--- TASK OBJECTIVE ---
Copy out all the lines exactly. Omit pictures.

--- EXERCISE MATERIALS ---
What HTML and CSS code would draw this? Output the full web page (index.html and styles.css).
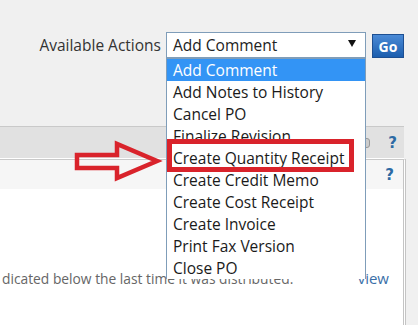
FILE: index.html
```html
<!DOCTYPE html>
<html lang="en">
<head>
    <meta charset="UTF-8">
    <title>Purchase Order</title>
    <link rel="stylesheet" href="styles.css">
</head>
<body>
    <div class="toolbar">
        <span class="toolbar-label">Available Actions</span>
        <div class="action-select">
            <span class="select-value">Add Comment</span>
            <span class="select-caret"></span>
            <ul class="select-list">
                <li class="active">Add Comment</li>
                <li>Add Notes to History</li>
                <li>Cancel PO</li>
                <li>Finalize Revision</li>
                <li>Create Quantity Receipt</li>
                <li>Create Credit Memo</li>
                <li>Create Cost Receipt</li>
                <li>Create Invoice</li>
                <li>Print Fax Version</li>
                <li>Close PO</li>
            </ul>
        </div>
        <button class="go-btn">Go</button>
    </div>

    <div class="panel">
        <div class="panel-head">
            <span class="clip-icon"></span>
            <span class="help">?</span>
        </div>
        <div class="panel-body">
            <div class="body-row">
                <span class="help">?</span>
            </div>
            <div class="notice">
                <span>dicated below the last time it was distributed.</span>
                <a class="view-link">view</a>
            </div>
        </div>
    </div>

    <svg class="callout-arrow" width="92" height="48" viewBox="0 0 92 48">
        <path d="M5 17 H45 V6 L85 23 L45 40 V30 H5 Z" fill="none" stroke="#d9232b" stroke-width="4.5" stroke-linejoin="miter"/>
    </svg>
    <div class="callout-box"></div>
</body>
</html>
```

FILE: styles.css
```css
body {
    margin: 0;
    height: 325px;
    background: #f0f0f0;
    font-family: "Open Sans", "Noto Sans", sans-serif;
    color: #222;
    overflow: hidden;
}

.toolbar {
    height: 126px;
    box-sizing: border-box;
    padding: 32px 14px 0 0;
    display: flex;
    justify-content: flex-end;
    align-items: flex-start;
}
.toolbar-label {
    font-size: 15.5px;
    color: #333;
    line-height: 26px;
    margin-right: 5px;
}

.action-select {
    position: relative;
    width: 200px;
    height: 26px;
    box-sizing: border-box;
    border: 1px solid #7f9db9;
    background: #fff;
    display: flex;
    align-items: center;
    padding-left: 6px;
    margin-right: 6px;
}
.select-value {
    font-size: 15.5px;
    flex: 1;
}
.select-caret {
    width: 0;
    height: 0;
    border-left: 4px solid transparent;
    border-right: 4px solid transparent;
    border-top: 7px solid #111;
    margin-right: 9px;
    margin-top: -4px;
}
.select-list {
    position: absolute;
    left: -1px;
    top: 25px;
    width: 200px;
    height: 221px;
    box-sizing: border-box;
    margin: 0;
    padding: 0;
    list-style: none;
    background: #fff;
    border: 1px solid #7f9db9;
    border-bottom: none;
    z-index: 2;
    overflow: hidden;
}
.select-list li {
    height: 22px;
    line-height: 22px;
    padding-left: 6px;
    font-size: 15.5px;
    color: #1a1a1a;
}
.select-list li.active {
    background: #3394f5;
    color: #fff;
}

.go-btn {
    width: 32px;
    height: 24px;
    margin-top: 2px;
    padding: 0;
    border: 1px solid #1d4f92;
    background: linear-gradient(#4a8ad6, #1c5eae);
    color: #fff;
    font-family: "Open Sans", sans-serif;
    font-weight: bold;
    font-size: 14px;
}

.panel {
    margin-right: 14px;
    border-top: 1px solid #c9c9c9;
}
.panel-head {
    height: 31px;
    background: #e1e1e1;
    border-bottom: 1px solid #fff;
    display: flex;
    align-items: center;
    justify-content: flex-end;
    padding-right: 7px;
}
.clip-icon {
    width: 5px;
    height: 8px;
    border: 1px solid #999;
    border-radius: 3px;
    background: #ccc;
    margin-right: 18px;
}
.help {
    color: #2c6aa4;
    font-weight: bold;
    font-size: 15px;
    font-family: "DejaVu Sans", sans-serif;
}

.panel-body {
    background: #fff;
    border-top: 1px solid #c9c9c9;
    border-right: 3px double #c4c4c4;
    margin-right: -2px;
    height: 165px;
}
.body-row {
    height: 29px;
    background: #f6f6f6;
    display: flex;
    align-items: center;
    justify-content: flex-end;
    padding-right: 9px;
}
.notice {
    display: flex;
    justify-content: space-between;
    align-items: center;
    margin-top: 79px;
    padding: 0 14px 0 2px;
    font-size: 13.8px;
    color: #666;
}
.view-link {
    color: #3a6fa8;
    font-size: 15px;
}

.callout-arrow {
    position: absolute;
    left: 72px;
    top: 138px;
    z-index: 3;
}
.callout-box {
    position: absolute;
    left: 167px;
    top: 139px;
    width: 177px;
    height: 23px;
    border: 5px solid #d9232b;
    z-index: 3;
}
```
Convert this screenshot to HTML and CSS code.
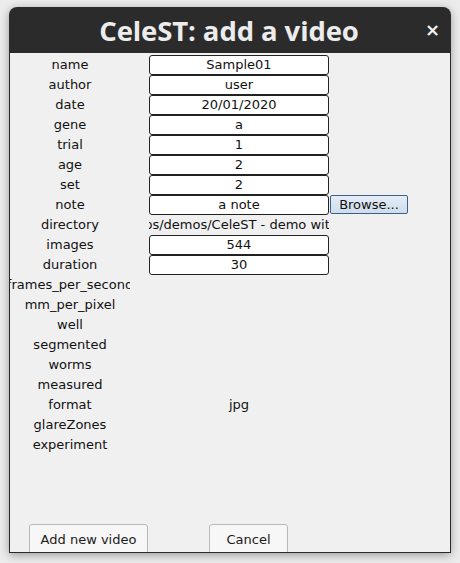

--- FINISHED TASK ---
What HTML and CSS code would draw this? Output the full web page (index.html and styles.css).
FILE: index.html
```html
<!DOCTYPE html>
<html lang="en">
<head>
    <meta charset="UTF-8">
    <title>Purchase Order</title>
    <link rel="stylesheet" href="styles.css">
</head>
<body>
    <div class="toolbar">
        <span class="toolbar-label">Available Actions</span>
        <div class="action-select">
            <span class="select-value">Add Comment</span>
            <span class="select-caret"></span>
            <ul class="select-list">
                <li class="active">Add Comment</li>
                <li>Add Notes to History</li>
                <li>Cancel PO</li>
                <li>Finalize Revision</li>
                <li>Create Quantity Receipt</li>
                <li>Create Credit Memo</li>
                <li>Create Cost Receipt</li>
                <li>Create Invoice</li>
                <li>Print Fax Version</li>
                <li>Close PO</li>
            </ul>
        </div>
        <button class="go-btn">Go</button>
    </div>

    <div class="panel">
        <div class="panel-head">
            <span class="clip-icon"></span>
            <span class="help">?</span>
        </div>
        <div class="panel-body">
            <div class="body-row">
                <span class="help">?</span>
            </div>
            <div class="notice">
                <span>dicated below the last time it was distributed.</span>
                <a class="view-link">view</a>
            </div>
        </div>
    </div>

    <svg class="callout-arrow" width="92" height="48" viewBox="0 0 92 48">
        <path d="M5 17 H45 V6 L85 23 L45 40 V30 H5 Z" fill="none" stroke="#d9232b" stroke-width="4.5" stroke-linejoin="miter"/>
    </svg>
    <div class="callout-box"></div>
</body>
</html>
```

FILE: styles.css
```css
body {
    margin: 0;
    height: 325px;
    background: #f0f0f0;
    font-family: "Open Sans", "Noto Sans", sans-serif;
    color: #222;
    overflow: hidden;
}

.toolbar {
    height: 126px;
    box-sizing: border-box;
    padding: 32px 14px 0 0;
    display: flex;
    justify-content: flex-end;
    align-items: flex-start;
}
.toolbar-label {
    font-size: 15.5px;
    color: #333;
    line-height: 26px;
    margin-right: 5px;
}

.action-select {
    position: relative;
    width: 200px;
    height: 26px;
    box-sizing: border-box;
    border: 1px solid #7f9db9;
    background: #fff;
    display: flex;
    align-items: center;
    padding-left: 6px;
    margin-right: 6px;
}
.select-value {
    font-size: 15.5px;
    flex: 1;
}
.select-caret {
    width: 0;
    height: 0;
    border-left: 4px solid transparent;
    border-right: 4px solid transparent;
    border-top: 7px solid #111;
    margin-right: 9px;
    margin-top: -4px;
}
.select-list {
    position: absolute;
    left: -1px;
    top: 25px;
    width: 200px;
    height: 221px;
    box-sizing: border-box;
    margin: 0;
    padding: 0;
    list-style: none;
    background: #fff;
    border: 1px solid #7f9db9;
    border-bottom: none;
    z-index: 2;
    overflow: hidden;
}
.select-list li {
    height: 22px;
    line-height: 22px;
    padding-left: 6px;
    font-size: 15.5px;
    color: #1a1a1a;
}
.select-list li.active {
    background: #3394f5;
    color: #fff;
}

.go-btn {
    width: 32px;
    height: 24px;
    margin-top: 2px;
    padding: 0;
    border: 1px solid #1d4f92;
    background: linear-gradient(#4a8ad6, #1c5eae);
    color: #fff;
    font-family: "Open Sans", sans-serif;
    font-weight: bold;
    font-size: 14px;
}

.panel {
    margin-right: 14px;
    border-top: 1px solid #c9c9c9;
}
.panel-head {
    height: 31px;
    background: #e1e1e1;
    border-bottom: 1px solid #fff;
    display: flex;
    align-items: center;
    justify-content: flex-end;
    padding-right: 7px;
}
.clip-icon {
    width: 5px;
    height: 8px;
    border: 1px solid #999;
    border-radius: 3px;
    background: #ccc;
    margin-right: 18px;
}
.help {
    color: #2c6aa4;
    font-weight: bold;
    font-size: 15px;
    font-family: "DejaVu Sans", sans-serif;
}

.panel-body {
    background: #fff;
    border-top: 1px solid #c9c9c9;
    border-right: 3px double #c4c4c4;
    margin-right: -2px;
    height: 165px;
}
.body-row {
    height: 29px;
    background: #f6f6f6;
    display: flex;
    align-items: center;
    justify-content: flex-end;
    padding-right: 9px;
}
.notice {
    display: flex;
    justify-content: space-between;
    align-items: center;
    margin-top: 79px;
    padding: 0 14px 0 2px;
    font-size: 13.8px;
    color: #666;
}
.view-link {
    color: #3a6fa8;
    font-size: 15px;
}

.callout-arrow {
    position: absolute;
    left: 72px;
    top: 138px;
    z-index: 3;
}
.callout-box {
    position: absolute;
    left: 167px;
    top: 139px;
    width: 177px;
    height: 23px;
    border: 5px solid #d9232b;
    z-index: 3;
}
```
Convert this screenshot to HTML and CSS code.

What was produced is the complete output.